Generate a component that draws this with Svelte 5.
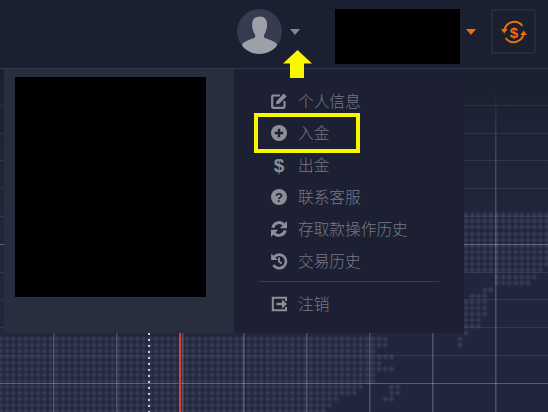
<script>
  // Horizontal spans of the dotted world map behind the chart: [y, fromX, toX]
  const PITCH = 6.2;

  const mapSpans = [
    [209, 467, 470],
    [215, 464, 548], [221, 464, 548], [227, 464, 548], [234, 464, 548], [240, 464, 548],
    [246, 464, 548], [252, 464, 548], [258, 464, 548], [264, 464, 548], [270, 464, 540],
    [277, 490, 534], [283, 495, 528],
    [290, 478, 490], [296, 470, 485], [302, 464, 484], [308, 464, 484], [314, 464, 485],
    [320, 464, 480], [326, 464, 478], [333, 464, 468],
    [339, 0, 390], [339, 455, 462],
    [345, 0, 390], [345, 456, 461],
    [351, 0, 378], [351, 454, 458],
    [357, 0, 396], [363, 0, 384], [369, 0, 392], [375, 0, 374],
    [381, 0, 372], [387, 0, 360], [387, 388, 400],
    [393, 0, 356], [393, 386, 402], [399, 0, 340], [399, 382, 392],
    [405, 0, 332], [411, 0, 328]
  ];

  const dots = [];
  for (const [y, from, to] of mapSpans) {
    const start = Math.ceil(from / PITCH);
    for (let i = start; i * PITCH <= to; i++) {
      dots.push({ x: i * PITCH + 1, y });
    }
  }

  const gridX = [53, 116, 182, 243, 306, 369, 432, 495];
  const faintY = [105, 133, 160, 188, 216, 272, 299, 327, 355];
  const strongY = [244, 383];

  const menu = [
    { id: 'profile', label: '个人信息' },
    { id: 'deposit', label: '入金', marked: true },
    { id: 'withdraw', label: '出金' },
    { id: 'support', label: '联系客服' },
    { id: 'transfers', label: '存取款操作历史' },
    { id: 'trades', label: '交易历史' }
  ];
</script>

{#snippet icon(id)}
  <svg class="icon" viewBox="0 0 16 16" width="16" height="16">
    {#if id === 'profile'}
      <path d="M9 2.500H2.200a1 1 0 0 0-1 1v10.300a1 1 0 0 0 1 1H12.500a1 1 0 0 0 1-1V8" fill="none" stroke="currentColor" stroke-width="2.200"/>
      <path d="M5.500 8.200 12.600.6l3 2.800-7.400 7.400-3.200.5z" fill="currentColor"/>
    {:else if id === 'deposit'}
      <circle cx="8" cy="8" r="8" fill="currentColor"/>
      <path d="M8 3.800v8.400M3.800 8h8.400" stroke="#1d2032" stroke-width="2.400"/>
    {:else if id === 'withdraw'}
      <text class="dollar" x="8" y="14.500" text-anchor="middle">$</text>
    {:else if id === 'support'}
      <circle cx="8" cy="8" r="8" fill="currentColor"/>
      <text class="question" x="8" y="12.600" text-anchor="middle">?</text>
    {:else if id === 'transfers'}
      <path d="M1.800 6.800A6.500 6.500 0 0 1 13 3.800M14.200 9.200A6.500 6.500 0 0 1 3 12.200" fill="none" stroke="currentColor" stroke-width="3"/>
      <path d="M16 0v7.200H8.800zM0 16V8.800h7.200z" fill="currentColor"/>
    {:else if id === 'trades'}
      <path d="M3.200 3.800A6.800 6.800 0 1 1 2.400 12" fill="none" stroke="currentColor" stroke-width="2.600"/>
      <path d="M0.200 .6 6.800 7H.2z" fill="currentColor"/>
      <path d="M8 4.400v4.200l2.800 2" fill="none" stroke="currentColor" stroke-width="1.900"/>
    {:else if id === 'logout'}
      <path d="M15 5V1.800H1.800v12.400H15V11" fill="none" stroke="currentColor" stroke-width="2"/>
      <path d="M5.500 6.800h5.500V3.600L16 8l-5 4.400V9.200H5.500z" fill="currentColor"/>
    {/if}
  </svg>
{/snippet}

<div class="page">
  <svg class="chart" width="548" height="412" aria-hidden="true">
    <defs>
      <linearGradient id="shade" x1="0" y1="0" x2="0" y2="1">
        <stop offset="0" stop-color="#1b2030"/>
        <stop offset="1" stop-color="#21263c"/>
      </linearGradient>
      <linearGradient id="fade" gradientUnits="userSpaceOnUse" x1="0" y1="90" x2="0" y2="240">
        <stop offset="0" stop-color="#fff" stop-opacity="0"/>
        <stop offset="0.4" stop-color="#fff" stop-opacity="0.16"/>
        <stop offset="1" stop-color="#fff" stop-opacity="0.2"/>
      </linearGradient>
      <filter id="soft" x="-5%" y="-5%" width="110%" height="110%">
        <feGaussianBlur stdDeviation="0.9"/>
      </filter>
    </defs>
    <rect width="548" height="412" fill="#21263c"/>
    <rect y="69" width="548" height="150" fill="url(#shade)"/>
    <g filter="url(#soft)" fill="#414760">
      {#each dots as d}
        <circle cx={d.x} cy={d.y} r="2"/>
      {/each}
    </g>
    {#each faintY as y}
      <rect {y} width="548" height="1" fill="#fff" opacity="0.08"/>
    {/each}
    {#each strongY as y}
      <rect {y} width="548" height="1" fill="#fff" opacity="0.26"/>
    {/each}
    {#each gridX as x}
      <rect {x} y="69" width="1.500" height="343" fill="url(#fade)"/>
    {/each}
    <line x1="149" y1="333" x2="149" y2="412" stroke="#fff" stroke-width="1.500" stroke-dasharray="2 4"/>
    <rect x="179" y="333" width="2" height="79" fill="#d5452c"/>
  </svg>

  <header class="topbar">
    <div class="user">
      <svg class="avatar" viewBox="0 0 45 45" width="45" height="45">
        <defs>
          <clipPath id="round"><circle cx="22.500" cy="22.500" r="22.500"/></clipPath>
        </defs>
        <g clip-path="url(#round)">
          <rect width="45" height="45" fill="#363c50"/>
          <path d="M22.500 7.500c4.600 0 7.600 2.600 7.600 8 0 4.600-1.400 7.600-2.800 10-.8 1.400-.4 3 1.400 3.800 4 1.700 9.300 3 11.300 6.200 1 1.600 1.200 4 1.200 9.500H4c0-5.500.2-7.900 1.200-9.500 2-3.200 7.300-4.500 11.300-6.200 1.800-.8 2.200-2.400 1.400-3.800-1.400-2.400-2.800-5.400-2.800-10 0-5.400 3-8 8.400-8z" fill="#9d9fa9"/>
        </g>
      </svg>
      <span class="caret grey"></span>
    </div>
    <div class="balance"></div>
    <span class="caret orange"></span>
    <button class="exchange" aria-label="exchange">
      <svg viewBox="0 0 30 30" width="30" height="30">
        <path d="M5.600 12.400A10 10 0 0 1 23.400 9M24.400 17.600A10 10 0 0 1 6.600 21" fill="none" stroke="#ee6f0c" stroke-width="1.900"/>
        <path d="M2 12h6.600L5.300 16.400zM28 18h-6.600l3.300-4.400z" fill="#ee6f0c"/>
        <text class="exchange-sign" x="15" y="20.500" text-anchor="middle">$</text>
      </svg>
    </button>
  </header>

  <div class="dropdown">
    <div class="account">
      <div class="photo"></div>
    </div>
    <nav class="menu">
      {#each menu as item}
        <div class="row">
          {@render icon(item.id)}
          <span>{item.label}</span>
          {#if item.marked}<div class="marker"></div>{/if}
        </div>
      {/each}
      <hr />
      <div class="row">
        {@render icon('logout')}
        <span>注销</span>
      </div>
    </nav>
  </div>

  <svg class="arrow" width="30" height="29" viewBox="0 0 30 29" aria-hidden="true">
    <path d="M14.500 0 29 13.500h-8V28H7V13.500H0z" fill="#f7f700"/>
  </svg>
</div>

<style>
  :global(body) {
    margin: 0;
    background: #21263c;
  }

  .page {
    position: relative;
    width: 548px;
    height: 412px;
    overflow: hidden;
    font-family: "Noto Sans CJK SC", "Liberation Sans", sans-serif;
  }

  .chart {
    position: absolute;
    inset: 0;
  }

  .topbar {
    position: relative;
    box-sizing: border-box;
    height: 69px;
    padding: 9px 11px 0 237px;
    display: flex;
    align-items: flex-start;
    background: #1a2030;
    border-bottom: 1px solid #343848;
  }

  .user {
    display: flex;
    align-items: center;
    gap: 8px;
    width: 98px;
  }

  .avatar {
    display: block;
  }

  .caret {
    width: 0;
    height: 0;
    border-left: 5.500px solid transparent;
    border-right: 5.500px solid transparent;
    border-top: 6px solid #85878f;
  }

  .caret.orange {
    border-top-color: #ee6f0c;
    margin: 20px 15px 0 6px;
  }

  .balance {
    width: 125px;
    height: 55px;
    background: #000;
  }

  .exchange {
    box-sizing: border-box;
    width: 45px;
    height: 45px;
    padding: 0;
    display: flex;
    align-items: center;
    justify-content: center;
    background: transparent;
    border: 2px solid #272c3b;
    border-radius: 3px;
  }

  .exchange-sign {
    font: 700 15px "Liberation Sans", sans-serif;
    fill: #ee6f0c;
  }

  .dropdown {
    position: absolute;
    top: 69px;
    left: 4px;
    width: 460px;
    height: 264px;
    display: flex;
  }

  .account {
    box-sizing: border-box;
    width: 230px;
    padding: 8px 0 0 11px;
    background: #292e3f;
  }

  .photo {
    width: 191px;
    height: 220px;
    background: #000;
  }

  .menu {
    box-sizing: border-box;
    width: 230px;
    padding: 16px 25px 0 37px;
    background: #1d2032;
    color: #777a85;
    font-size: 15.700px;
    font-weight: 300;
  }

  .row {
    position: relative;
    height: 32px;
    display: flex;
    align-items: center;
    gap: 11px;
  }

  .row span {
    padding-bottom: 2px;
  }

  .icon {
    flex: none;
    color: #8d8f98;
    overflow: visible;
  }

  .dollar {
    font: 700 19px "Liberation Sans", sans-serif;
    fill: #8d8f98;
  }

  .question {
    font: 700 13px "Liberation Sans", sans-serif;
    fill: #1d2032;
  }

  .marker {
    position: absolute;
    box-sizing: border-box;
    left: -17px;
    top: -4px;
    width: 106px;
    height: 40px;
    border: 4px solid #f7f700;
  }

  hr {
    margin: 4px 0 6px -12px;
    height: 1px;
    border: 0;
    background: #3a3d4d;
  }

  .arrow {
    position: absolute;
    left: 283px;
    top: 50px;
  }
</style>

--------

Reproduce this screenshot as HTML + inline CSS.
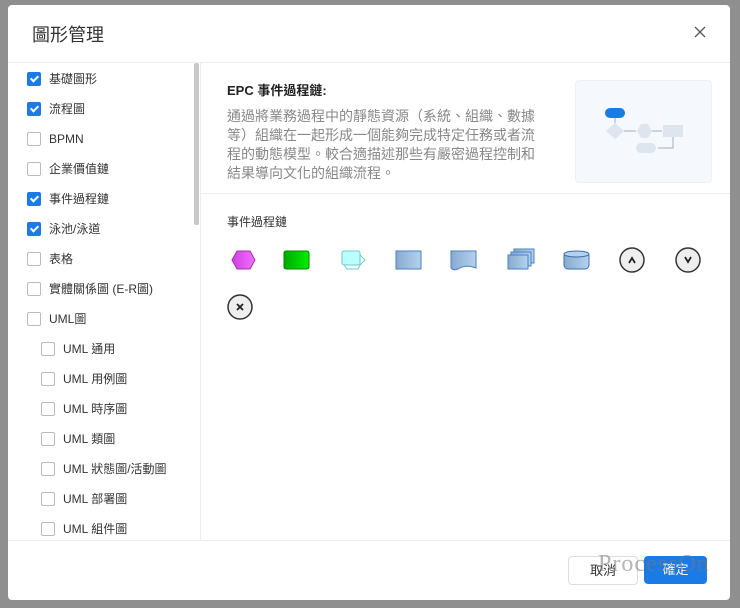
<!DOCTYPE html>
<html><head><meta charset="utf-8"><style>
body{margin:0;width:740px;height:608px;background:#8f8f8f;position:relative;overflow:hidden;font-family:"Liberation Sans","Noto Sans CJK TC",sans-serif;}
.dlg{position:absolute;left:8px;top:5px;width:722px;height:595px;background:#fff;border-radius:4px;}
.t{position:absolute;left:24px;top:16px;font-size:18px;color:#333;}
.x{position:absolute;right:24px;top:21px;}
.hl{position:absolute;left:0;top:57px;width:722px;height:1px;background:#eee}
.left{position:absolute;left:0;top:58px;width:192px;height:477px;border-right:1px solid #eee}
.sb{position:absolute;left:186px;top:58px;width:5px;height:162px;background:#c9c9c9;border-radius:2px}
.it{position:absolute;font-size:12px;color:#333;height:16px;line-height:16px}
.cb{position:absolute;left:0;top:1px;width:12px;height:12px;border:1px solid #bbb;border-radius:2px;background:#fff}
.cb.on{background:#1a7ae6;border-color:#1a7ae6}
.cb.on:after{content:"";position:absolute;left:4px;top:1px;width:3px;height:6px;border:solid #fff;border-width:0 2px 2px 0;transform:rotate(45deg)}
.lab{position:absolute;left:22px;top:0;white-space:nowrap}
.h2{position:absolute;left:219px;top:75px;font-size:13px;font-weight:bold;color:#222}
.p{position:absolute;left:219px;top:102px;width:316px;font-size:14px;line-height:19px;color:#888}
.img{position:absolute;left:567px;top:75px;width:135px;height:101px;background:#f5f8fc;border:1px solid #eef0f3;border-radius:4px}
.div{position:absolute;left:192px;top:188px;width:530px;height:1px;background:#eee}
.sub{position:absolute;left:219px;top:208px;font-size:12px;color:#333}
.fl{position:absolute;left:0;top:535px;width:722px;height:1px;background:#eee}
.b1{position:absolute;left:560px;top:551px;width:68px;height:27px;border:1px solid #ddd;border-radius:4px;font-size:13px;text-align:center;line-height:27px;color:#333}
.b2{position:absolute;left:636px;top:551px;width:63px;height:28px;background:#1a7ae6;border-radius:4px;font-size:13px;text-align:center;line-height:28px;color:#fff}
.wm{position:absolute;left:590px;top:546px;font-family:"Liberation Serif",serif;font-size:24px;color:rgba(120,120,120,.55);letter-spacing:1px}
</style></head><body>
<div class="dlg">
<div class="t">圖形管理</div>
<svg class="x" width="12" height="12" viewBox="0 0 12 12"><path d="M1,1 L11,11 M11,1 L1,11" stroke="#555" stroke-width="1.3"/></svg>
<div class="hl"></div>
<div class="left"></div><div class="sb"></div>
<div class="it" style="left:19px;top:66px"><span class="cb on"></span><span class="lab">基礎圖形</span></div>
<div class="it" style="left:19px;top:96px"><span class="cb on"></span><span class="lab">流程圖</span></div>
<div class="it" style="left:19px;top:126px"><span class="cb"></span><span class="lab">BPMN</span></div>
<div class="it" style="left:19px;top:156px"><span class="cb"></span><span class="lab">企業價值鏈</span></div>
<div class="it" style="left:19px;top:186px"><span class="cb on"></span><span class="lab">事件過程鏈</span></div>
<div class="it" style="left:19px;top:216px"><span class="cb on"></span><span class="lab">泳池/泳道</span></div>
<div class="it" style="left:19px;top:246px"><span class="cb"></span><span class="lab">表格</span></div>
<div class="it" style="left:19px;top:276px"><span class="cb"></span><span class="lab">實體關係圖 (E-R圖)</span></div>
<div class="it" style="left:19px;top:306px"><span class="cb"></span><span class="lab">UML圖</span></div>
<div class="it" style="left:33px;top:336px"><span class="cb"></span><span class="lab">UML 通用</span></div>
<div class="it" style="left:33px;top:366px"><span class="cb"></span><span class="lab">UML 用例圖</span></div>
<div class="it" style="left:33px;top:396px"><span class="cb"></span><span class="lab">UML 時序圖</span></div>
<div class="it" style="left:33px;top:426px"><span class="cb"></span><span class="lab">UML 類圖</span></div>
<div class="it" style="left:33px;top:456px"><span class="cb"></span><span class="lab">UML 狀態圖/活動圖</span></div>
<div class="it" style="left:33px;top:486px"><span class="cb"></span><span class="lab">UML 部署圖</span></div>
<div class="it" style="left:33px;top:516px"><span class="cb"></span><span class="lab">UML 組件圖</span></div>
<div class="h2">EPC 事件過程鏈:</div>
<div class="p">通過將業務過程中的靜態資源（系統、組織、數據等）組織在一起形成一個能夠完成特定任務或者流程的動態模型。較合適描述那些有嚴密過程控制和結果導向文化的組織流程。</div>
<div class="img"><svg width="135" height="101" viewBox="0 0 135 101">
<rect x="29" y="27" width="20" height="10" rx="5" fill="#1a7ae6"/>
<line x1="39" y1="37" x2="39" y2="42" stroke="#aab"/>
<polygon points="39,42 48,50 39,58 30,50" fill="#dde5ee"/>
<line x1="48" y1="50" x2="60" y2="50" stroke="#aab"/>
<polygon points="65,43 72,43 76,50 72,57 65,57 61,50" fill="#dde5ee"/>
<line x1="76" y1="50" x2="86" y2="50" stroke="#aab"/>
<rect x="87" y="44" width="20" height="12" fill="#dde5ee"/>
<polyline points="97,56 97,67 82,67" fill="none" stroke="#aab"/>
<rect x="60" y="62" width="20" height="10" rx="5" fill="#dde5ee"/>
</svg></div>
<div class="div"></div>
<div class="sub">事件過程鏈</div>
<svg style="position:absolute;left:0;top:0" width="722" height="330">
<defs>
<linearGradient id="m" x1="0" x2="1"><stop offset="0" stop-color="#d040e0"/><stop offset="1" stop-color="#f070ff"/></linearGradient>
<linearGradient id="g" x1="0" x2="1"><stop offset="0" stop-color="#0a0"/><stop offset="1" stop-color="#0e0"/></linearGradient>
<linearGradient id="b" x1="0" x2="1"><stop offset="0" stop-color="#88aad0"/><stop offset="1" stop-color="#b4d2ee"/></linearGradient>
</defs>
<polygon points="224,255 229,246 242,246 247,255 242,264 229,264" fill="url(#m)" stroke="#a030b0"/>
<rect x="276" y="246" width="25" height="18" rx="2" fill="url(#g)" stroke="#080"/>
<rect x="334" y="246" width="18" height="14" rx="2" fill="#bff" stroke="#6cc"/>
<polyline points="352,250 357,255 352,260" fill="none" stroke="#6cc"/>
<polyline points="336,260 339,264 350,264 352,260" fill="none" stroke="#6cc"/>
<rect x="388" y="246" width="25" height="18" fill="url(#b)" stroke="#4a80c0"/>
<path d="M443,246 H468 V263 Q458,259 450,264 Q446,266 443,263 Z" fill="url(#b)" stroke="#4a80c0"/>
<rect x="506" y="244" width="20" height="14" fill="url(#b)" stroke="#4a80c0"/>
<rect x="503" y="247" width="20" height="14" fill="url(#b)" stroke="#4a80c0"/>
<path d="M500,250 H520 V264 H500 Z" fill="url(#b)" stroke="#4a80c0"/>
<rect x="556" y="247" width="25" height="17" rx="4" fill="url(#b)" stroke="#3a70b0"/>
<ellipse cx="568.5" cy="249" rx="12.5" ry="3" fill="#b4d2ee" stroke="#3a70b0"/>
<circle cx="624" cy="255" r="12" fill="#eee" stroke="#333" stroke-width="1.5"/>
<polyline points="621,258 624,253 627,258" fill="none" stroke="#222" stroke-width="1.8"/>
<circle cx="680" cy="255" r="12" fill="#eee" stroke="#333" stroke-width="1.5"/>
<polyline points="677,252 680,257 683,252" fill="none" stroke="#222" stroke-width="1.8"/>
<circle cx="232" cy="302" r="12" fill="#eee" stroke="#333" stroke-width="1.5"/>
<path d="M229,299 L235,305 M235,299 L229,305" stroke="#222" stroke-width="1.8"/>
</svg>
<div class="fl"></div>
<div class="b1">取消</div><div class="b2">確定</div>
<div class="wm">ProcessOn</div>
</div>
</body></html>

--------

What is needed: Leaving the pictures out, write out exactly the lines from the line containing "Generate a component" through the line containing "const PITCH = 6.2;", both included.

Response to the exercise:
Generate a component that draws this with Svelte 5.
<script>
  // Horizontal spans of the dotted world map behind the chart: [y, fromX, toX]
  const PITCH = 6.2;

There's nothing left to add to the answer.